Cook County commissioners on Tuesday adopted a watered-down plan for government offices to work on streamlining the property tax process, after Board President Toni Preckwinkle said a proposal to create a single county tax administrator would violate state law.
The version the board passed calls on county offices with a hand in setting, collecting and issuing exemptions or appeals of the county's taxes to get together to figure out whether a single office can perform their functions.
The assessor, clerk, recorder of deeds, treasurer and state's attorney will be required to report within two months on their progress in reaching an agreement on how to consolidate the tax authority.
The compromise plan came after Commissioner Larry Suffredin, D-Evanston, introduced a proposal ordering the assessor, clerk, recorder and treasurer to get together and create a new tax office.
Preckwinkle came out against that, saying the county doesn't have the authority, and state statutes require certain tax responsibilities to be performed by each office.
"It would unfortunately be ineffective and create an underperforming new bureaucracy without the full powers and responsibilities it needs to be successful," she said.

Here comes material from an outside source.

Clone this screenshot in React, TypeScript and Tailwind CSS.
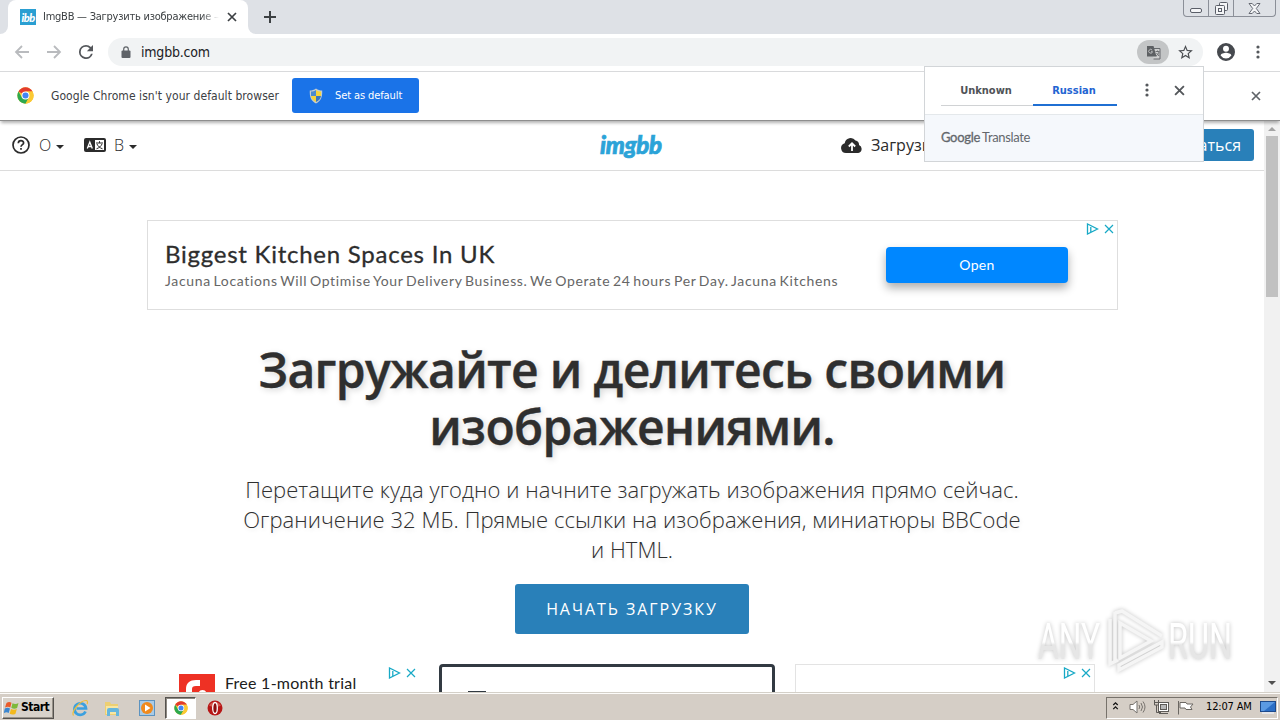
import type { ReactNode } from "react";

const ui = "font-['DejaVu_Sans_Condensed','DejaVu_Sans',sans-serif] [font-stretch:condensed]";

function Cross({ className = "", w = 2 }: { className?: string; w?: number }) {
  return (
    <svg viewBox="0 0 10 10" className={`block ${className}`} fill="none" stroke="currentColor" strokeWidth={w}>
      <path d="M1 1l8 8M9 1l-8 8" />
    </svg>
  );
}

function ChromeLogo({ className = "" }: { className?: string }) {
  return (
    <svg viewBox="0 0 48 48" className={`block shrink-0 ${className}`}>
      <circle cx="24" cy="24" r="23" fill="#fbc934" />
      <path d="M24 24L4.1 12.5A23 23 0 0 1 43.9 12.5H24z" fill="#e33b2e" />
      <path d="M4.1 12.5A23 23 0 0 0 24 47l10-17.5L24 24 14 29.5z" fill="#2da94f" />
      <path d="M43.9 12.5A23 23 0 0 1 24 47l10-17.3a11 11 0 0 0-10-17.2z" fill="#fbc934" />
      <circle cx="24" cy="24" r="11.2" fill="#fff" />
      <circle cx="24" cy="24" r="8.6" fill="#4285f4" />
    </svg>
  );
}

function Dots({ className = "" }: { className?: string }) {
  return (
    <svg viewBox="0 0 4 14" className={`block h-3.5 w-1 fill-[#55585c] ${className}`}>
      <circle cx="2" cy="2" r="1.6" />
      <circle cx="2" cy="7" r="1.6" />
      <circle cx="2" cy="12" r="1.6" />
    </svg>
  );
}

function AdMarks({ className = "" }: { className?: string }) {
  return (
    <div className={`flex items-center gap-[5px] text-[#17a9c6] ${className}`}>
      <svg viewBox="0 0 13 12" className="h-3 w-[13px]" fill="none" stroke="currentColor" strokeWidth="1.3">
        <path d="M1.5 1v10L11.5 6zM4.8 4v5" />
      </svg>
      <Cross className="h-[10px] w-[10px]" w={1.2} />
    </div>
  );
}

function Caret() {
  return <svg viewBox="0 0 8 4" className="h-1 w-2 fill-[#2b2b2b]"><path d="M0 0h8L4 4z" /></svg>;
}

function TabStrip() {
  return (
    <div className="flex h-[34px] shrink-0 bg-[#dee1e6]">
      <div className="flex w-2 shrink-0 items-end bg-white">
        <div className="h-full w-full rounded-br-[8px] bg-[#dee1e6]" />
      </div>
      <div className="flex w-[240px] shrink-0 items-center rounded-t-[8px] bg-white pl-3">
        <div className="flex h-4 w-4 items-center justify-center bg-[#2a9fd2] font-['Lato',sans-serif] text-[11px] font-black italic leading-none tracking-[-0.5px] text-white">ibb</div>
        <div className={`${ui} ml-[7px] w-[176px] overflow-hidden whitespace-nowrap text-[11px] tracking-[-0.24px] text-[#3c4043] [mask-image:linear-gradient(to_right,black_90%,transparent)]`}>
          ImgBB — Загрузить изображение —
        </div>
        <Cross className="ml-2 h-[10px] w-[10px] text-[#3c4043]" w={1.7} />
      </div>
      <div className="flex w-2 shrink-0 bg-white">
        <div className="h-full w-full rounded-bl-[8px] bg-[#dee1e6]" />
      </div>
      <div className="flex flex-1 items-center pl-2">
        <svg viewBox="0 0 12 12" className="h-3 w-3" stroke="#3c4043" strokeWidth="2"><path d="M6 0v12M0 6h12" /></svg>
      </div>
      <div className="mr-1 flex h-[17px] w-[93px] rounded-b-[4px] border border-t-0 border-[#8b8f98] text-[#5a5e68]">
        <div className="flex w-[25px] items-center justify-center border-r border-[#8b8f98] pt-1">
          <svg viewBox="0 0 12 5" className="h-[5px] w-3" fill="#f4f5f7" stroke="currentColor"><rect x=".5" y=".5" width="11" height="4" rx="1.5" /></svg>
        </div>
        <div className="flex w-[25px] items-center justify-center border-r border-[#8b8f98]">
          <svg viewBox="0 0 13 13" className="h-[13px] w-[13px]" fill="#f4f5f7" stroke="currentColor"><rect x="4.5" y=".5" width="8" height="8" rx="1" /><rect x=".5" y="3.5" width="9" height="9" rx="1" /><rect x="3.5" y="6.5" width="3" height="3" /></svg>
        </div>
        <div className="flex flex-1 items-center justify-center">
          <svg viewBox="0 0 13 11" className="h-[11px] w-[13px]" fill="#f4f5f7" stroke="currentColor" strokeWidth=".9"><path d="M1 .5h3.2L6.500 3 8.800.5H12L8.300 5.500 12 10.500H8.800L6.500 8 4.200 10.500H1L4.700 5.500z" /></svg>
        </div>
      </div>
    </div>
  );
}

function Toolbar() {
  return (
    <div className="flex h-[38px] shrink-0 items-center border-b border-[#d9dadc] bg-white pb-px">
      <svg viewBox="0 0 16 14" className="ml-[14px] h-[14px] w-4" fill="none" stroke="#b9bbbe" strokeWidth="1.8"><path d="M15 7H2M8 1L2 7l6 6" /></svg>
      <svg viewBox="0 0 16 14" className="ml-4 h-[14px] w-4" fill="none" stroke="#b9bbbe" strokeWidth="1.8"><path d="M1 7h13M8 1l6 6-6 6" /></svg>
      <svg viewBox="4 4 16 16" className="ml-[17px] h-[14px] w-[14px] fill-[#54575b]"><path d="M17.650 6.350A7.960 7.960 0 0 0 12 4a8 8 0 1 0 7.730 10h-2.080A6 6 0 1 1 12 6c1.660 0 3.140.69 4.220 1.780L13 11h7V4z" /></svg>
      <div className="ml-[15px] flex h-7 w-[1095px] items-center rounded-full bg-[#f1f3f4] pl-3">
        <svg viewBox="0 0 10 12" className="mx-px h-3 w-[10px]"><rect x=".5" y="4.500" width="9" height="7.500" rx="1" fill="#5f6368" /><path d="M2.700 5V3.200a2.300 2.300 0 0 1 4.600 0V5" fill="none" stroke="#5f6368" strokeWidth="1.200" /></svg>
        <span className={`${ui} ml-[9px] w-[980px] text-[14px] tracking-[-0.2px] text-[#202124]`}>imgbb.com</span>
        <div className="ml-[16px] flex h-6 w-8 shrink-0 items-center justify-center rounded-full bg-[#c3c5c6]">
          <svg viewBox="0 0 15 15" className="h-[15px] w-[15px]"><path d="M4.500 3.500h9.500v10.500H7.500" fill="#cfd0d0" stroke="#66696c" /><path d="M1 1h6.500l3 10.500H1z" fill="#5d6063" /><path d="M6.200 5.200a1.900 1.900 0 1 0 .3 1.500H5" fill="none" stroke="#c5c6c7" strokeWidth=".9" /><path d="M9.500 6.500h4M11.500 5.500v1M13 7c-.5 2-2 3.500-3 4M10.500 8l2.500 3" fill="none" stroke="#66696c" strokeWidth=".9" /></svg>
        </div>
        <svg viewBox="2 2 20 19" className="ml-[9px] h-[14px] w-[15px] shrink-0 fill-[#4b4e52]"><path d="M22 9.240l-7.190-.62L12 2 9.190 8.630 2 9.240l5.460 4.730L5.820 21 12 17.270 18.180 21l-1.630-7.030zM12 15.400l-3.760 2.270 1-4.280-3.320-2.880 4.380-.38L12 6.100l1.710 4.040 4.380.38-3.320 2.880 1 4.280z" /></svg>
      </div>
      <svg viewBox="2 2 20 20" className="ml-[14px] h-[18px] w-[18px] fill-[#46494e]"><path d="M12 2a10 10 0 1 0 0 20 10 10 0 0 0 0-20zm0 3a3.300 3.300 0 1 1 0 6.600A3.300 3.300 0 0 1 12 5zm0 14.200a7.200 7.200 0 0 1-6-3.220c.03-2 4-3.080 6-3.080s5.970 1.090 6 3.080a7.200 7.200 0 0 1-6 3.220z" /></svg>
      <Dots className="ml-[21px]" />
    </div>
  );
}

function InfoBar() {
  return (
    <div className="z-10 flex h-[49px] shrink-0 items-center border-b border-[#8e8e8e] bg-white pb-px shadow-[0_3px_3px_-1px_rgba(0,0,0,0.3)]">
      <ChromeLogo className="ml-[17px] h-[17px] w-[17px]" />
      <span className={`${ui} ml-[17px] w-[241px] whitespace-nowrap text-[12px] tracking-[0.06px] text-[#3c4043]`}>Google Chrome isn&apos;t your default browser</span>
      <div className="flex h-[35px] w-[127px] items-center rounded-[3px] bg-[#1a73e8] pl-[17px]">
        <svg viewBox="0 0 14 16" className="h-4 w-[14px]"><path d="M7 .5C5 2 3 2.500.8 2.500.5 9 2 13 7 15.500 12 13 13.500 9 13.200 2.500 11 2.500 9 2 7 .5z" fill="#c3ccd0" /><path d="M7 2C5.500 3 4 3.500 2 3.600V8h5z" fill="#4a8ad0" /><path d="M7 2c1.500 1 3 1.500 5 1.600V8H7z" fill="#f5d33c" /><path d="M2 8h5v6C4 12.500 2.300 10.500 2 8z" fill="#f5d33c" /><path d="M12 8H7v6c3-1.500 4.700-3.500 5-6z" fill="#3a76bd" /></svg>
        <span className={`${ui} ml-3 whitespace-nowrap pt-0.5 text-[11px] tracking-[-0.1px] text-white`}>Set as default</span>
      </div>
      <Cross className="ml-auto mr-[19px] h-[10px] w-[10px] text-[#5f6368]" w={1.7} />
    </div>
  );
}

function SiteHeader() {
  return (
    <div className="flex h-[50px] shrink-0 items-center border-b border-[#dcdcdc] pb-0.5 pl-3 font-['Open_Sans',sans-serif] text-[16px] text-[#2b2b2b]">
      <svg viewBox="0 0 18 18" className="h-[18px] w-[18px]" fill="none" stroke="#2b2b2b" strokeWidth="1.700"><circle cx="9" cy="9" r="8" /><path d="M6.300 7.200c.1-3.400 5.300-3.200 5.300-.3C11.600 8.600 9 8.700 9 10.800M9 12v1.800" /></svg>
      <span className="ml-[9px] w-3 font-light">О</span>
      <span className="ml-[5px] mt-1 flex"><Caret /></span>
      <svg viewBox="0 0 22 14" className="ml-5 h-[14px] w-[22px]"><rect width="22" height="14" rx="2" fill="#2b2b2b" /><rect x="11" y="2" width="9" height="10" fill="#fff" /><path d="M3.300 10.500L5.800 4l2.500 6.500M4.300 8.500h3" stroke="#fff" strokeWidth="1.300" fill="none" /><path d="M12 5h7M15.500 3.200V5M13 6c.7 2 3 4 5.500 4.800M18 6c-.7 2-3 4-5.500 4.800" stroke="#2b2b2b" fill="none" /></svg>
      <span className="ml-2 w-[10px] font-light">В</span>
      <span className="ml-[5px] mt-1 flex"><Caret /></span>
      <span className="ml-[463px] w-[66px] font-['Lato',sans-serif] text-[24px] font-black italic leading-none tracking-[-0.35px] text-[#2ba3d8] [-webkit-text-stroke:0.7px]">imgbb</span>
      <svg viewBox="0 0 22 16" className="ml-[175px] h-4 w-[22px]"><path d="M5 16a5 5 0 0 1-1.300-9.800A6 6 0 0 1 14.500 3.500 4 4 0 0 1 18 8a4.200 4.200 0 0 1-.7 8z" fill="#2b2b2b" /><path d="M11 14V7M7.800 9.500L11 6.300l3.200 3.200" fill="none" stroke="#fff" strokeWidth="1.800" /></svg>
      <span className="ml-2 w-[90px] whitespace-nowrap">Загрузить</span>
      <div className="ml-auto mr-[10px] flex h-8 w-[168px] items-center justify-end whitespace-nowrap rounded-[3px] bg-[#2980b9] pr-[13px] text-white">Зарегистрироваться</div>
    </div>
  );
}

function BannerAd() {
  return (
    <div className="ml-[147px] mt-[49px] flex h-[90px] w-[971px] shrink-0 border border-[#dedede] font-['Lato',sans-serif]">
      <div className="ml-[17px] mt-[19px] flex w-[721px] flex-col whitespace-nowrap">
        <div className="text-[24px] leading-7 tracking-[0.75px] text-[#2d2d2d] [-webkit-text-stroke:0.3px]">Biggest Kitchen Spaces In UK</div>
        <div className="mt-1 text-[14px] leading-[18px] tracking-[0.65px] text-[#666] [word-spacing:-1.5px]">Jacuna Locations Will Optimise Your Delivery Business. We Operate 24 hours Per Day. Jacuna Kitchens</div>
      </div>
      <div className="mt-[26px] flex h-9 w-[182px] items-center justify-center rounded-[4px] bg-[#0087ff] pb-px text-[14px] tracking-[0.3px] text-white shadow-[0_5px_10px_rgba(0,0,0,0.32)]">Open</div>
      <AdMarks className="ml-[18px] mt-[2px] h-3" />
    </div>
  );
}

function Hero() {
  return (
    <div className="flex shrink-0 flex-col items-center font-['Open_Sans',sans-serif] text-[#2f2f2f]">
      <h1 className="mt-[31px] whitespace-nowrap text-center text-[48px] font-semibold leading-[57px] tracking-[-0.65px] [-webkit-text-stroke:0.4px] [text-shadow:2px_2px_6px_rgba(0,0,0,0.17)]">Загружайте и делитесь своими<br />изображениями.</h1>
      <p className="mt-[19px] whitespace-nowrap text-center text-[22px] font-light leading-[30px] tracking-[0.04px] [text-shadow:1px_2px_4px_rgba(0,0,0,0.1)]">Перетащите куда угодно и начните загружать изображения прямо сейчас.<br />Ограничение 32 МБ. Прямые ссылки на изображения, миниатюры BBCode<br />и HTML.</p>
      <div className="mt-5 flex h-[50px] w-[234px] items-center justify-center rounded-[3px] bg-[#2980b9] text-[16px] tracking-[1.95px] text-white">НАЧАТЬ ЗАГРУЗКУ</div>
    </div>
  );
}

function Cards() {
  return (
    <div className="mt-[30px] flex h-[28px] shrink-0 overflow-hidden">
      <div className="ml-[179px] flex w-[260px]">
        <div className="mt-[10px] h-9 w-9 shrink-0 bg-[#ee3124]">
          <svg viewBox="0 0 36 36" className="h-9 w-9"><path d="M7 24v-9c0-6 4-9 10-9h4v6h-4c-3 0-4 1-4 3v9z" fill="#fff" /><circle cx="23.500" cy="20" r="4" fill="#fff" /></svg>
        </div>
        <div className="ml-[10px] mt-[9px] w-[160px] whitespace-nowrap font-['Lato',sans-serif] text-[16px] leading-5 tracking-[0.25px] text-[#202020]">Free 1-month trial</div>
        <AdMarks className="ml-[3px] mt-[3px] h-3" />
      </div>
      <div className="h-[60px] w-[336px] rounded-[4px] border-[3px] border-[#323a42] pl-[26px] pt-6"><div className="h-1 w-[18px] bg-[#323a42]" /></div>
      <div className="ml-5 flex h-[60px] w-[300px] justify-end border border-[#e3e3e3]"><AdMarks className="mr-[3px] mt-[2px] h-3" /></div>
    </div>
  );
}

function ScrollBar() {
  return (
    <div className="flex w-4 shrink-0 flex-col items-center bg-[#f1f1f1]">
      <svg viewBox="0 0 8 4" className="mt-[6px] h-1 w-2 fill-[#a3a3a3]"><path d="M0 4h8L4 0z" /></svg>
      <div className="mt-[5px] h-[161px] w-3 bg-[#c1c1c1]" />
      <svg viewBox="0 0 8 4" className="mb-[7px] mt-auto h-1 w-2 fill-[#505050]"><path d="M0 0h8L4 4z" /></svg>
    </div>
  );
}

function TaskItem({ children }: { children: ReactNode }) {
  return <div className="flex h-6 w-[34px] shrink-0 items-center justify-center">{children}</div>;
}

function TaskBar() {
  return (
    <div className="flex h-[28px] shrink-0 items-center bg-[#d5cec6] pt-[3px] shadow-[inset_0_1px_0_#d4d0c8,inset_0_2px_0_#fdfcfa]">
      <div className={`${ui} ml-[2px] flex h-[22px] w-[52px] items-center border border-b-[#55524e] border-l-white border-r-[#55524e] border-t-white bg-[#d8d2ca] pl-px text-[12px] font-bold tracking-[-0.5px] text-black shadow-[inset_-1px_-1px_0_#989289]`}>
        <svg viewBox="0 0 16 16" className="mr-px h-4 w-4 shrink-0"><path d="M2.500 3C4.500 1.500 6 1.800 7.500 2.800L6.300 7.500C4.800 6.500 3 6.500 1 7.600z" fill="#ea5b2a" /><path d="M8.500 3.200c2 1 4 1 6-.2l-1.400 5c-2 1-3.800 1-5.800-.2z" fill="#7db93a" /><path d="M.8 8.600c2-1.100 3.600-1 5.200-.1L4.700 13C3.300 12 1.700 12-.2 13z" fill="#3b86d0" /><path d="M7 8.900c2 1.100 3.900 1 5.800.1L11.500 13.700c-2 1.200-4 1-5.800 0z" fill="#f3b91c" /></svg>
        <span className="pb-0.5">Start</span>
      </div>
      <div className="ml-[9px] flex items-center">
        <TaskItem><svg viewBox="0 0 18 18" className="h-[18px] w-[18px]" fill="none"><path d="M14.500 12.500A5.800 5.800 0 1 1 15 9.500H5.500" stroke="#3ba0df" strokeWidth="2.700" /><path d="M2.500 16.500C0 13 9 1 15.500 1.500c1.500.5 1 3 .5 3.500" stroke="#edbd39" strokeWidth="1.200" /></svg></TaskItem>
        <TaskItem><svg viewBox="0 0 18 18" className="-ml-1 h-[18px] w-[18px]"><path d="M2 3h5l1 2h7v11H2z" fill="#edcf72" /><path d="M3 7h12v8H3z" fill="#f8e6a2" /><path d="M4 17v-6q0-2 2-2h8q2 0 2 2v6h-3v-4H7v4z" fill="#66b6dd" /></svg></TaskItem>
        <TaskItem><svg viewBox="0 0 18 18" className="-ml-[3px] h-[18px] w-[18px]"><rect x="1.500" y="1.500" width="15" height="15" fill="#a9cbe6" stroke="#5c93c0" /><circle cx="9" cy="9" r="6" fill="#f08a1d" /><path d="M7 5.500v7L12.500 9z" fill="#fff" /></svg></TaskItem>
        <div className="flex h-[22px] w-[31px] items-center justify-center border border-b-white border-l-[#55524e] border-r-white border-t-[#55524e] bg-white shadow-[inset_1px_1px_0_#8d8881]"><ChromeLogo className="h-[14px] w-[14px]" /></div>
        <TaskItem><svg viewBox="0 0 16 16" className="ml-[3px] h-4 w-4"><circle cx="8" cy="8" r="7.500" fill="#b71616" /><path d="M2 5.500a7 7 0 0 1 12 0q-6 3-12 0z" fill="#d5564c" /><ellipse cx="8" cy="8" rx="2.300" ry="5.500" fill="#8c0c0c" stroke="#fff" strokeWidth="1.300" /></svg></TaskItem>
      </div>
      <div className={`${ui} ml-auto mr-[2px] flex h-[22px] w-[172px] items-center border border-b-white border-l-[#77726b] border-r-white border-t-[#77726b] text-[11px] text-black`}>
        <svg viewBox="0 0 7 10" className="mb-1 ml-[5px] h-[9px] w-[7px]" fill="none" stroke="#111" strokeWidth="1.400"><path d="M1 4.500L3.500 2 6 4.500M1 9l2.500-2.500L6 9" /></svg>
        <svg viewBox="0 0 17 14" className="mb-px ml-[10px] h-[14px] w-[17px]" fill="none" stroke="#77736e"><path d="M1 4.500h3L8 1v12L4 9.500H1z" fill="#fff" /><path d="M10 5q1.500 2 0 4M12 3q3 4 0 8M14 1.500q4 5.500 0 11" /></svg>
        <svg viewBox="0 0 17 16" className="mb-px ml-[7px] h-4 w-[17px]" fill="none" stroke="#5e5b57"><rect x="5.500" y="3.500" width="10" height="9" fill="#fff" /><rect x="7.500" y="5.500" width="6" height="5" fill="#b8b8b8" /><path d="M6 14.500h9M1.500 1v5h4V1M3.500 6v7.500H8" fill="none" /><path d="M1 3.500h5" /></svg>
        <svg viewBox="0 0 17 15" className="mb-px ml-[7px] h-[15px] w-[17px]" fill="#fff" stroke="#6b6762"><path d="M1.500 1v13.500M3 2.500h6l1 1.500h6l-2.500 3L15 9.500H9L8 8H3z" /></svg>
        <span className="ml-[12px] w-[48px] whitespace-nowrap tracking-[-0.15px]">12:07 AM</span>
        <svg viewBox="0 0 16 13" className="mb-px ml-[6px] h-[13px] w-4"><rect x=".5" y=".5" width="15" height="10" fill="#2c6fc6" stroke="#1d4a8c" /><path d="M1 1h14L4 10H1z" fill="#5b9ae3" /><path d="M2 12h12" stroke="#e8edf4" strokeWidth="1.500" /></svg>
      </div>
    </div>
  );
}

function TranslatePopup() {
  return (
    <div className="absolute left-[924px] top-[66px] z-20 flex h-24 w-[280px] flex-col border border-[#d2d5d8] bg-white">
      <div className={`${ui} flex h-[48px] items-start border-b border-[#e4e8eb] pl-4 text-[11px] font-bold`}>
        <div className="flex h-[39px] w-[92px] items-center justify-center border-b border-[#d0d2d4] pr-0.5 pt-[10px] text-[#505357]">Unknown</div>
        <div className="flex h-[39px] w-[84px] items-center justify-center border-b-2 border-[#1f6fd3] pr-0.5 pt-[11px] text-[#2364d2]">Russian</div>
        <Dots className="ml-[28px] mt-4" />
        <Cross className="ml-[25px] mt-[18px] h-[11px] w-[11px] text-[#54575b]" w={1.700} />
      </div>
      <div className="flex flex-1 items-center bg-[#f5f8fc] pl-4 font-['Lato',sans-serif] text-[13px] text-[#63676c]">
        <span className="tracking-[-0.3px] [-webkit-text-stroke:0.3px]">Google</span>
        <span className="ml-[2px] tracking-[-0.35px]">Translate</span>
      </div>
    </div>
  );
}

function Watermark() {
  return (
    <svg viewBox="0 0 210 80" className="absolute left-[1030px] top-[600px] z-30 h-20 w-[210px] [filter:drop-shadow(0_0_2px_rgba(0,0,0,0.24))]">
      <defs>
        <linearGradient id="fade" x1="0" y1="0" x2="0" y2="1">
          <stop offset=".5" stopColor="#fff" />
          <stop offset=".55" stopColor="#e6e6e6" />
        </linearGradient>
      </defs>
      <g fill="url(#fade)" className="font-['Roboto',sans-serif] text-[50px]">
        <text x="8" y="59" textLength="62" lengthAdjust="spacingAndGlyphs">ANY</text>
        <text x="138" y="59" textLength="64" lengthAdjust="spacingAndGlyphs">RUN</text>
      </g>
      <g fill="none" stroke="#fff" strokeWidth="3.500">
        <path d="M80 19v45l8-4M85 17v44M90 23v35l31-17zM85 13l7-2 40 25M85 12v5M89 70l43-23v-5L89 65z" stroke="#f5f5f5" />
      </g>
    </svg>
  );
}

export default function App() {
  return (
    <div className="relative flex h-[720px] w-[1280px] flex-col overflow-hidden bg-white">
      <TabStrip />
      <Toolbar />
      <InfoBar />
      <div className="flex h-[571px] shrink-0">
        <div className="flex w-[1264px] shrink-0 flex-col overflow-hidden bg-white">
          <SiteHeader />
          <BannerAd />
          <Hero />
          <Cards />
        </div>
        <ScrollBar />
      </div>
      <TaskBar />
      <TranslatePopup />
      <Watermark />
    </div>
  );
}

Last year, Preckwinkle said she favors consolidating the county's property tax functions, calling the current decentralized setup confusing and inefficient. On Tuesday, she said she still wants to see that happen, pointing to the recent creation of a single county website where property owners can get tax information.
Preckwinkle said she has not begun lobbying state lawmakers about a new law to allow the consolidation, and she would not set a timeline for when that would take place.
Also Tuesday, commissioners agreed on a plan to close suburban courthouses on weekends.
Preckwinkle proposed shutting courthouses in Markham, Bridgeview, Maywood, Skokie and Rolling Meadows on weekends as a cash-saving measure, but suburban officials complained about having to pay their police overtime and take officers off the streets to deliver inmates to the Chicago courthouse at 26th Street and California Avenue for weekend bond court.
So instead, suburban police will be able to deliver defendants to the lockups in Markham or Maywood. County sheriff's officers then will take them to Chicago for court.
The county will save about $1.6 million per year under the plan, less than the $2 million Preckwinkle hoped for.